Start Supplied data
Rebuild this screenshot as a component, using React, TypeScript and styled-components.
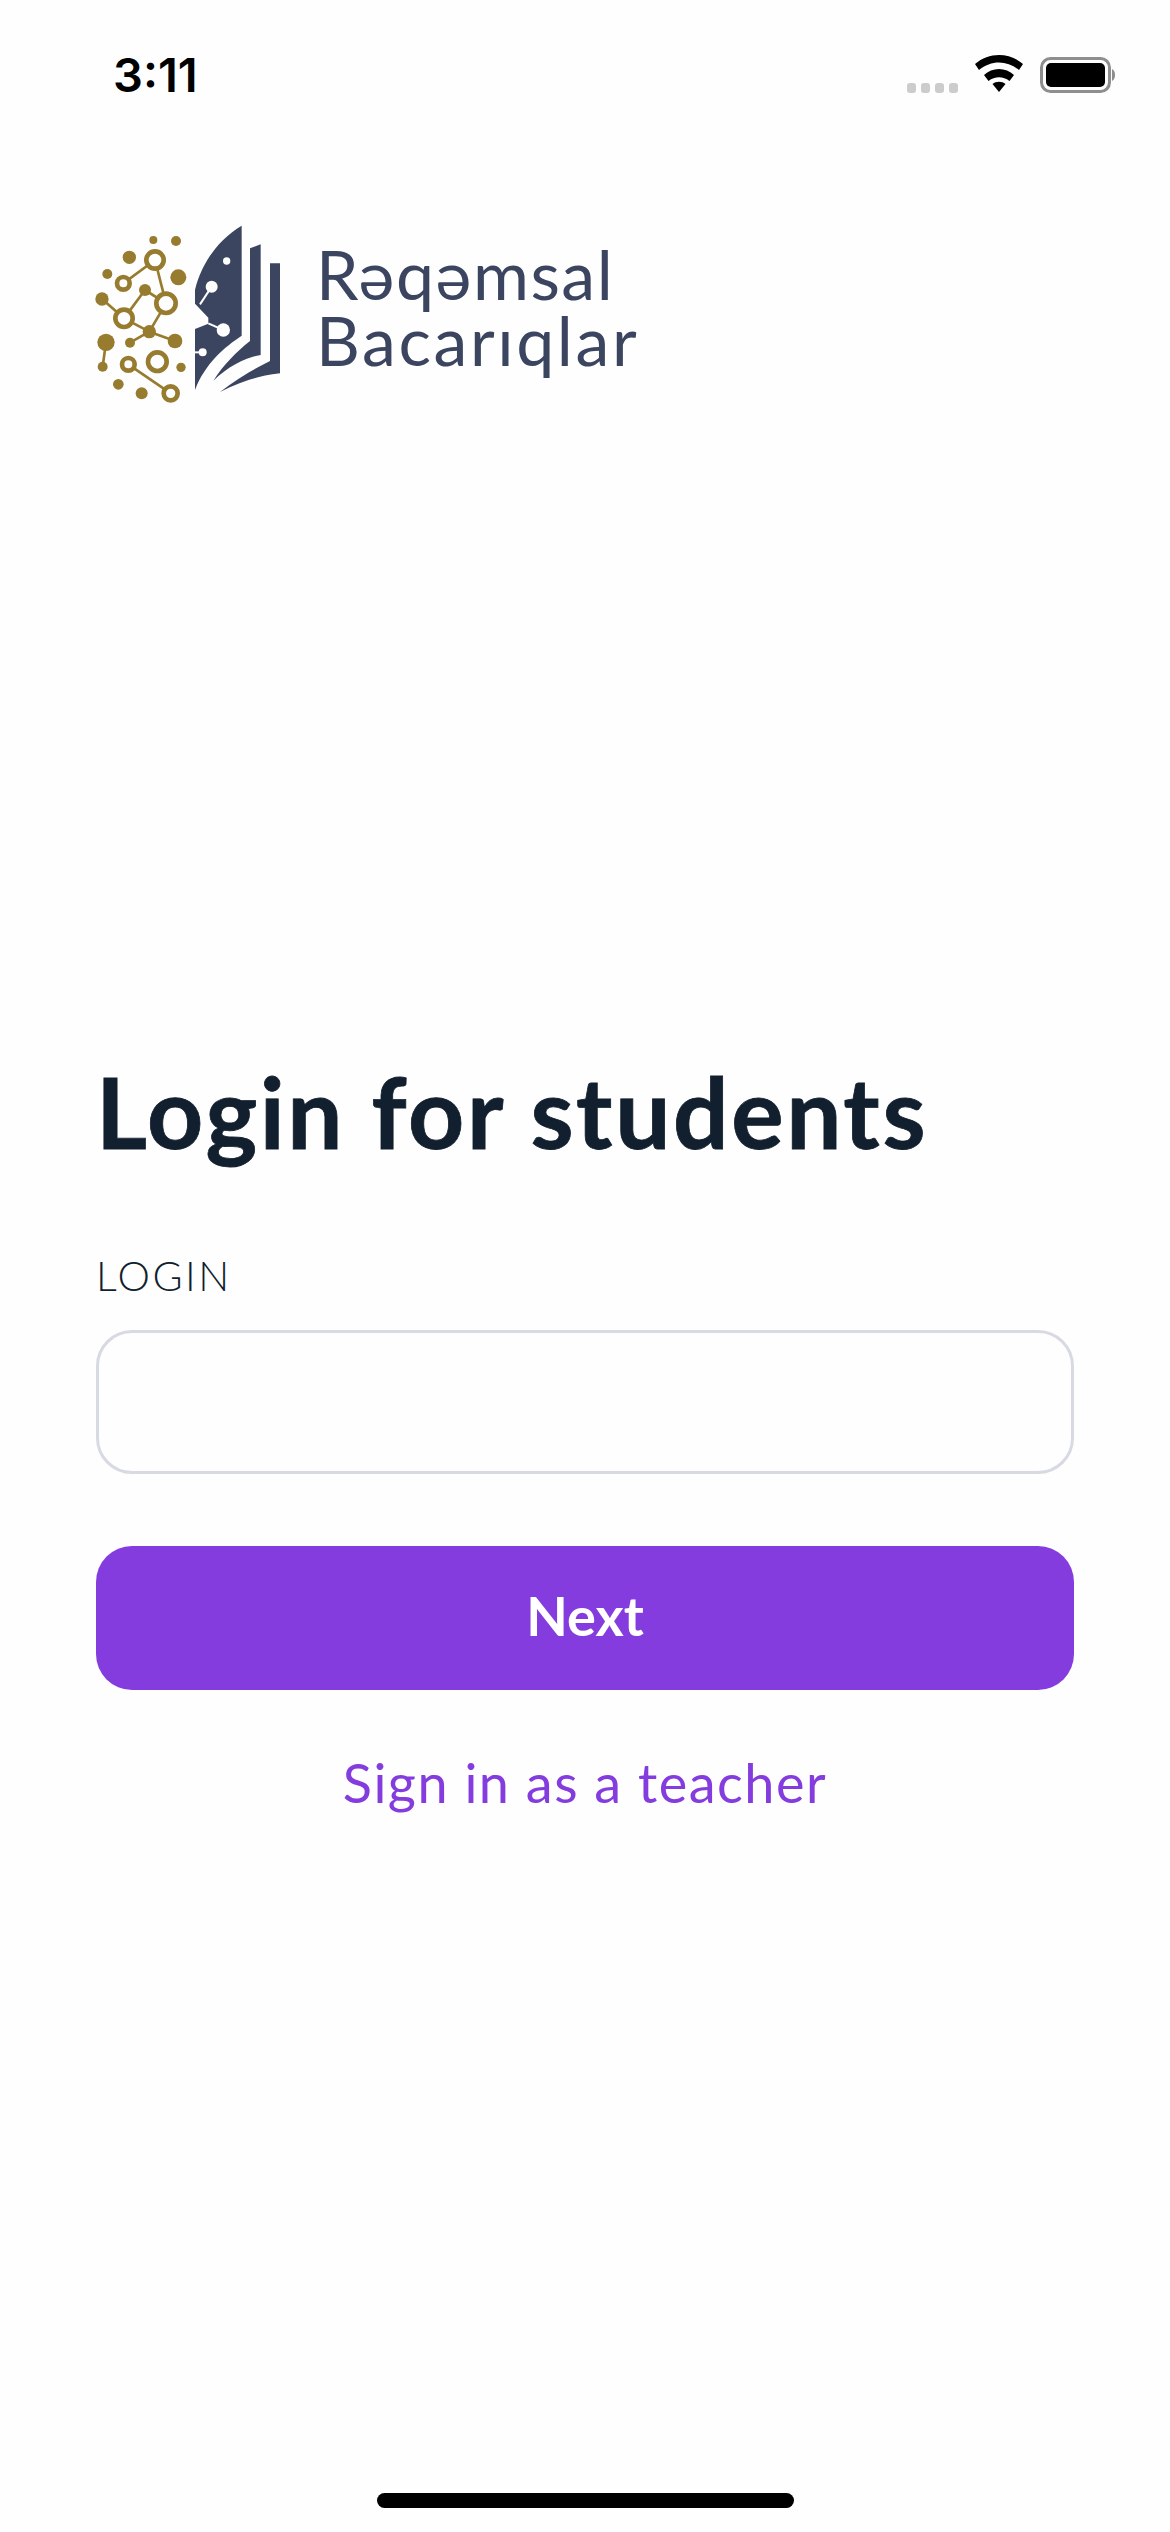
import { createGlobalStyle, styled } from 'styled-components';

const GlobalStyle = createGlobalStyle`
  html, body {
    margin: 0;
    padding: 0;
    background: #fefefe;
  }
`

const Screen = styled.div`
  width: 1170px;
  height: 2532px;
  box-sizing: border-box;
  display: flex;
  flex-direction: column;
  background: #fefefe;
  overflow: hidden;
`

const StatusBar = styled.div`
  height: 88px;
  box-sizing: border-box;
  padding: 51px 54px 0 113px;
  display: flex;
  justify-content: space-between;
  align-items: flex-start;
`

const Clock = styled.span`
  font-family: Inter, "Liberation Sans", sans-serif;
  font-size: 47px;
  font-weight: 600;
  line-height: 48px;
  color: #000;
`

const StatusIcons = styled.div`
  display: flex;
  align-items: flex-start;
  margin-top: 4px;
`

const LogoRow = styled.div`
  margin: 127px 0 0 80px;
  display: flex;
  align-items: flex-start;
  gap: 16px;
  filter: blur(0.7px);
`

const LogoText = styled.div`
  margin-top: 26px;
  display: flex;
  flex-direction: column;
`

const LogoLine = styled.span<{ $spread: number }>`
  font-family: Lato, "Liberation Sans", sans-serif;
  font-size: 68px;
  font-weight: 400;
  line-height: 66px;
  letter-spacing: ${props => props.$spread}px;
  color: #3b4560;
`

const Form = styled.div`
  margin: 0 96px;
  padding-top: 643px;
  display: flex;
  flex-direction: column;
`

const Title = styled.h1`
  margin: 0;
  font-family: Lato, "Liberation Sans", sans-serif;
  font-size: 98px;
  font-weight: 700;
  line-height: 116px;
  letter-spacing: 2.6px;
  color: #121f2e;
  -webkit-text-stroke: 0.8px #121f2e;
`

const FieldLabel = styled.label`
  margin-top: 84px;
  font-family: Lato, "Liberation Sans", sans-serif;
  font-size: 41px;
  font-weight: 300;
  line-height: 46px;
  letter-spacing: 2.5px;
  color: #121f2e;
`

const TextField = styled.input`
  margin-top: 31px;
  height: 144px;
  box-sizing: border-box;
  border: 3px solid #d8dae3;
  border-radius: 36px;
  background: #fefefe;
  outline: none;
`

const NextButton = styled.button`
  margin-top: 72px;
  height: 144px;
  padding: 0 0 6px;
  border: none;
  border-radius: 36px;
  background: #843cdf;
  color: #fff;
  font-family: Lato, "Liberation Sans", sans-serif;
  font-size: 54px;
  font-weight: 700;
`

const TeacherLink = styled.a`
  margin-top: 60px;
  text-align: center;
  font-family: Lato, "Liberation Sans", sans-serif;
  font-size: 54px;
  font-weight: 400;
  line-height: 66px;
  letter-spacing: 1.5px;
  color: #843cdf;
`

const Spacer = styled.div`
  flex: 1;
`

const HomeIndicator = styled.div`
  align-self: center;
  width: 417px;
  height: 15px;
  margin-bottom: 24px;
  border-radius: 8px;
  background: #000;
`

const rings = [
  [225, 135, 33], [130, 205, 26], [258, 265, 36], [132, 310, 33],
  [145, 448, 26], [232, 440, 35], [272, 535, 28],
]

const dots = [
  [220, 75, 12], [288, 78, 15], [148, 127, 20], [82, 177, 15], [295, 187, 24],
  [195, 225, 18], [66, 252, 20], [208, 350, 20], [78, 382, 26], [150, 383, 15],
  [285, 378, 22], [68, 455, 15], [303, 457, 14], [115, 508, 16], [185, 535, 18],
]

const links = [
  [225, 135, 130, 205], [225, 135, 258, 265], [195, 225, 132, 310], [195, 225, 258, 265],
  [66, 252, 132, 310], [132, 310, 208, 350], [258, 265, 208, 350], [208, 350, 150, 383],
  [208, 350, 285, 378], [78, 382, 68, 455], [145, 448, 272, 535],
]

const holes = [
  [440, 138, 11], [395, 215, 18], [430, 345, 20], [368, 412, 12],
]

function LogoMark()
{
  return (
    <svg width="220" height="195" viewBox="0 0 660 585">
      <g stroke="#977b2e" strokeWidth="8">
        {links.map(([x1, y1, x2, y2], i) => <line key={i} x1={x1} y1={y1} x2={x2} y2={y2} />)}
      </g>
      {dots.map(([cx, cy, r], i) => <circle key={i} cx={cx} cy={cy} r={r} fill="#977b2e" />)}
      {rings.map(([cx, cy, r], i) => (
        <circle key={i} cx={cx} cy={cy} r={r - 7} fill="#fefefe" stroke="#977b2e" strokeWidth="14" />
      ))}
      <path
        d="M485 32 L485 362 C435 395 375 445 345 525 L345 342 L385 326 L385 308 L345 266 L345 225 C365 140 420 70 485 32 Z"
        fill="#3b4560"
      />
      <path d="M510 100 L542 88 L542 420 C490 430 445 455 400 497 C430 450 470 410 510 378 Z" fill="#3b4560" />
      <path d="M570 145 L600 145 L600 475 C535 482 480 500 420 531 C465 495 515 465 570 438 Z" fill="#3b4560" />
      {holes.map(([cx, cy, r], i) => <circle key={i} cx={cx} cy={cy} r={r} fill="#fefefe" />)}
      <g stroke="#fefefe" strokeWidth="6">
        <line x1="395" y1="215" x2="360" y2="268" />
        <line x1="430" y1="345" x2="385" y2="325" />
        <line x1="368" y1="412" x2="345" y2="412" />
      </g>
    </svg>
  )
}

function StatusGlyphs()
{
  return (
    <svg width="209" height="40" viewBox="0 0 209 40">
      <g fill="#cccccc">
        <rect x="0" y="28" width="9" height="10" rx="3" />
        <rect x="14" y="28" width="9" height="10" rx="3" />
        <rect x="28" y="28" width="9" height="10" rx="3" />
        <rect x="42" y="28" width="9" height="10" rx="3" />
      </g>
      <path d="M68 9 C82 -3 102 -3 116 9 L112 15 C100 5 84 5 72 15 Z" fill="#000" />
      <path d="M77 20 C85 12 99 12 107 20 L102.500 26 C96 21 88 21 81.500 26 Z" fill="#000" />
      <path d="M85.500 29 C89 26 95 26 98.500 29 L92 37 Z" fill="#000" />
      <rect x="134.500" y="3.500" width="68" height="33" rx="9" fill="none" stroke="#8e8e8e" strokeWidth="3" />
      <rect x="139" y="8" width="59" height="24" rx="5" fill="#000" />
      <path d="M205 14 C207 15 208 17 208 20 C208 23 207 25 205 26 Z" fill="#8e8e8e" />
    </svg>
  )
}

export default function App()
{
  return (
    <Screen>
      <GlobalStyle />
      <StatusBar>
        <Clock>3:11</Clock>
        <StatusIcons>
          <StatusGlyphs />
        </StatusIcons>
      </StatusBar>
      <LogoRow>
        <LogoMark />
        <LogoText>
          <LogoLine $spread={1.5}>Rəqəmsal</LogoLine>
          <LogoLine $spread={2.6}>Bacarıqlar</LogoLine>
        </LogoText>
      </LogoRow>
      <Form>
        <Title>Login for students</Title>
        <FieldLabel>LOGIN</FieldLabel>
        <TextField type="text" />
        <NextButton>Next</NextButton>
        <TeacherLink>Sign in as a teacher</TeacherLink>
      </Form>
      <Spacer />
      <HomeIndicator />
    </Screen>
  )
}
End Supplied data
▸ Aim of the task
Gather all lines where the word "components" appears.

▸ Result
Rebuild this screenshot as a component, using React, TypeScript and styled-components.
import { createGlobalStyle, styled } from 'styled-components';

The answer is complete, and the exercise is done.